For African producers, this creates a strategic opening. Better emissions visibility can help countries and companies position themselves not simply as mineral suppliers, but as lower-carbon suppliers.

That can matter for future trade relationships, investor scrutiny, industrial policy and value-add ambitions. It can also help governments identify where grid decarbonisation, transport electrification and methane mitigation would create the greatest emissions gains per dollar spent.

This is an inference, but it is strongly supported by the report’s emphasis on transparency, regional asymmetry and enabling ecosystems.

What needs to happen next

The report makes clear that the dataset is a starting point, not a finished picture. Major gaps remain: emissions data are missing for several metals, including gold, silver, molybdenum, cobalt, platinum group metals and lead, for which reliable data are scarce.

Coverage is uneven. Facility-level data captures 92% of coal production, but only 22% of gold, 35% of cobalt and 60% of steel output, with opacity in parts of Asia limiting visibility in a sector that produces more than 70% of the world’s steel.

That means the next phase is about disclosure quality, as it is about decarbonisation technology.

  • Governments, mining firms, processors, investors and exchanges need stronger facility-level reporting, more consistent methods and better treatment of informal output, especially in gold.

The report stresses that technology alone will not deliver transition readiness without clean power, finance, infrastructure and long-term coordination, particularly in African markets facing mineral demand and uneven grid reliability.

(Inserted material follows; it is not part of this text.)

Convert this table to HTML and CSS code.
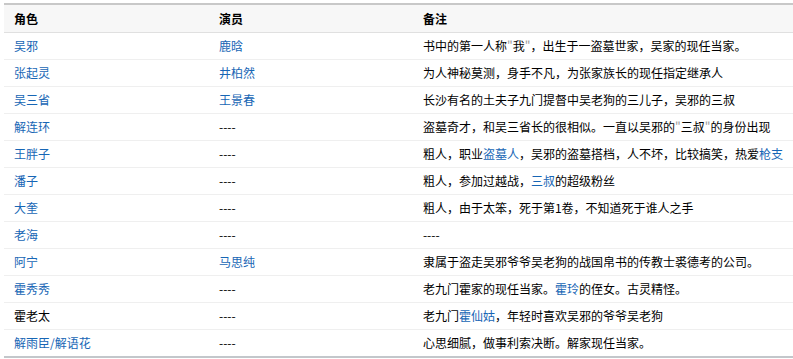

Path Forward – Measure, then decarbonise

The report advocates a more transparent, facility-level view of emissions, a tighter focus on steel, aluminium and coal methane, and stronger collaboration to expand clean power, electrification and lower-carbon processing routes.

For African markets, the practical priority is to turn emissions data into an industrial advantage: improve disclosure, decarbonise power and logistics, and build credible low-carbon mineral pathways before buyers and financiers begin treating emissions opacity as a market risk.